A Louisiana triple-murder suspect, believed to be headed to California, was captured in Lewiston Friday night.
Lewiston Police say Robert McCoy, 34, was caught riding as a passenger in a Swift Transportation truck in the Normal Hill area.
McCoy is the prime suspect in the slayings of his estranged wife’s 17-year-old son and her parents Monday night in Bossier City, Louisiana. He is believed to have killed them during a search for his wife, who remains in protective custody.
Bossier City police say McCoy eluded authorities for nearly four days by fleeing to Texas, Arkansas and Washington, traveling as a passenger in 18-wheelers. Authorities tracked the truck McCoy was in to Spokane and notified Idaho State Police he was headed their way.

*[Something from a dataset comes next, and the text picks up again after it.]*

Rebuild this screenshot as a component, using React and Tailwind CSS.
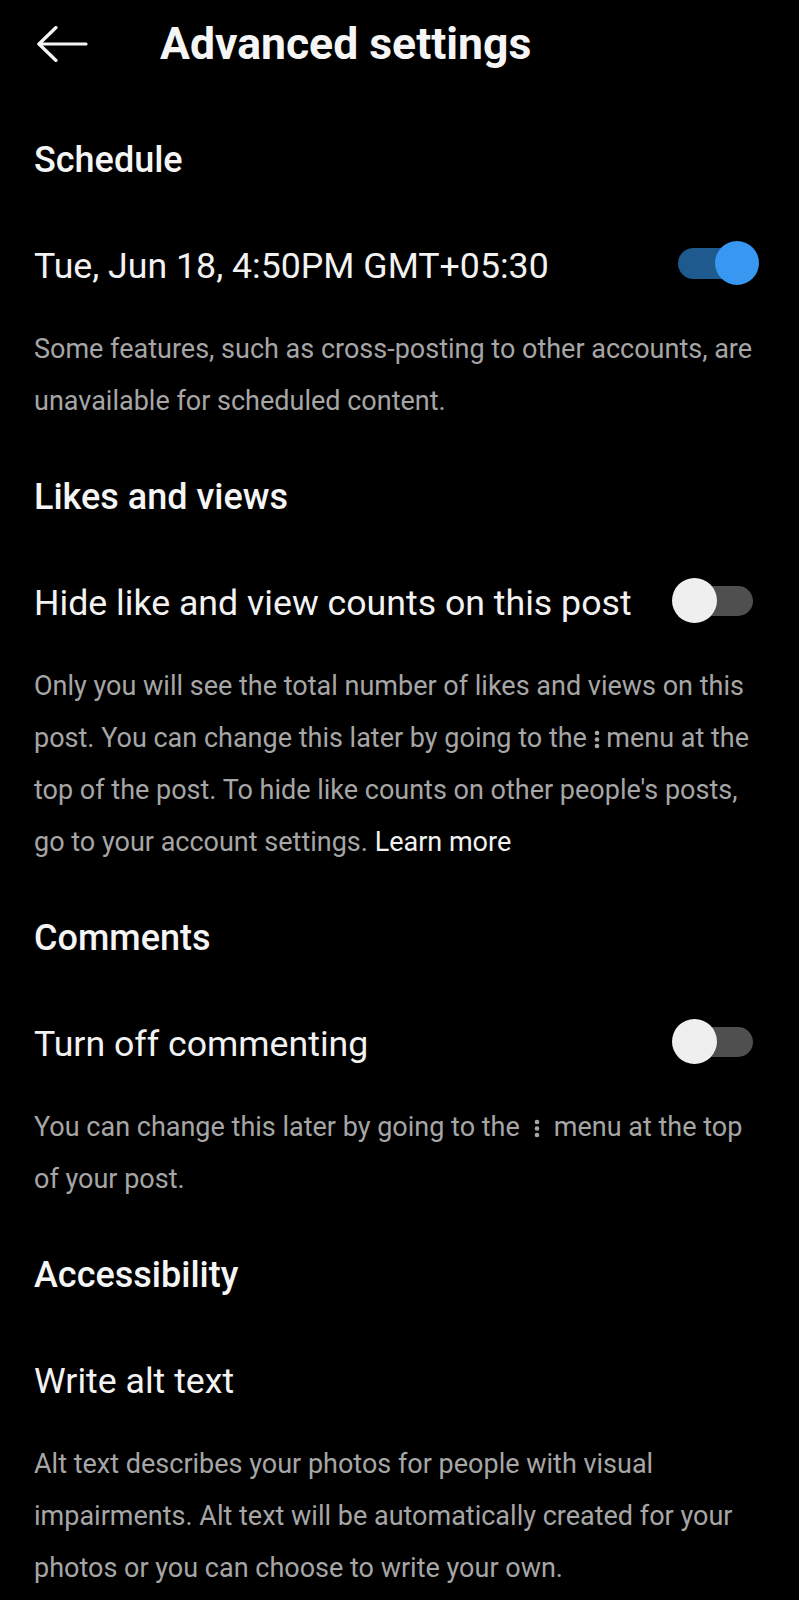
import React from 'react';

function Dots({ wide }) {
    return (
        <svg
            viewBox="0 0 6 20"
            className={wide ? "inline-block w-[6px] h-[20px] mx-[14px] align-[-2px]" : "inline-block w-[6px] h-[20px] align-[-2px]"}
        >
            <circle cx="3" cy="4" r="2.3" fill="#a8a8a8" />
            <circle cx="3" cy="10.5" r="2.3" fill="#a8a8a8" />
            <circle cx="3" cy="17" r="2.3" fill="#a8a8a8" />
        </svg>
    );
}

function Toggle({ on }) {
    if (on) {
        return (
            <div className="relative w-[81px] h-[44px] mr-[3px] mb-[8px] shrink-0">
                <div className="absolute left-0 top-[7px] w-[70px] h-[31px] rounded-full bg-[#1e5a8e]" />
                <div className="absolute right-0 top-0 w-[44px] h-[44px] rounded-full bg-[#3897f0]" />
            </div>
        );
    }
    return (
        <div className="relative w-[81px] h-[45px] mr-[9px] mb-[8px] shrink-0">
            <div className="absolute right-0 top-[8px] w-[70px] h-[30px] rounded-full bg-[#4f4f4f]" />
            <div className="absolute left-0 top-0 w-[45px] h-[45px] rounded-full bg-[#efefef]" />
        </div>
    );
}

function Section({ title, label, toggle, first, children }) {
    return (
        <section>
            <div className={(first ? "mt-[40px]" : "mt-[38px]") + " h-[64px] flex items-center text-[36px] font-medium text-[#f5f5f5]"}>
                {title}
            </div>
            <div className="mt-[43px] h-[64px] flex items-center justify-between">
                <span className="text-[35.7px] text-[#f2f2f2]">{label}</span>
                {toggle !== undefined && <Toggle on={toggle} />}
            </div>
            <p className="mt-[24px] text-[27px] leading-[52px] text-[#a6a6a6]">{children}</p>
        </section>
    );
}

export default function App() {
    return (
        <div className="min-h-[1600px] w-full bg-black font-[Roboto,sans-serif] antialiased">
            <header className="h-[88px] flex items-center pl-[37px]">
                <svg viewBox="0 0 51 36" className="w-[51px] h-[36px]" fill="none" stroke="#f5f5f5" strokeWidth="3.2" strokeLinecap="round" strokeLinejoin="round">
                    <path d="M49 18H2" />
                    <path d="M19 1.5L2 18L19 34.5" />
                </svg>
                <h1 className="ml-[72px] text-[44.5px] font-bold text-[#f5f5f5]">Advanced settings</h1>
            </header>

            <main className="pl-[34px] pr-[37px]">
                <Section first title="Schedule" label="Tue, Jun 18, 4:50PM GMT+05:30" toggle={true}>
                    Some features, such as cross-posting to other accounts, are unavailable for scheduled content.
                </Section>

                <Section title="Likes and views" label="Hide like and view counts on this post" toggle={false}>
                    Only you will see the total number of likes and views on this post. You can change this later by going to the <Dots /> menu at the top of the post. To hide like counts on other people's posts, go to your account settings.{' '}
                    <span className="text-[#f2f2f2]">Learn more</span>
                </Section>

                <Section title="Comments" label="Turn off commenting" toggle={false}>
                    You can change this later by going to the<Dots wide />menu at the top of your post.
                </Section>

                <Section title="Accessibility" label="Write alt text">
                    Alt text describes your photos for people with visual impairments. Alt text will be automatically created for your photos or you can choose to write your own.
                </Section>
            </main>
        </div>
    );
}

Officers spotted the vehicle and both LPD and ISP patrol cars surrounded the vehicle in the 500 block of Sixth Avenue. McCoy was taken into custody without incident, while the truck driver was not charged.
A .380-caliber pistol was retrieved from behind the passenger seat of the truck, and Louisiana authorities believe the gun was used in the Bossier City murders.
McCoy was booked into the Nez Perce County Jail on three murder warrants and may face a charge of unlawful flight to avoid prosecution. McCoy will be extradited back to Louisiana this week.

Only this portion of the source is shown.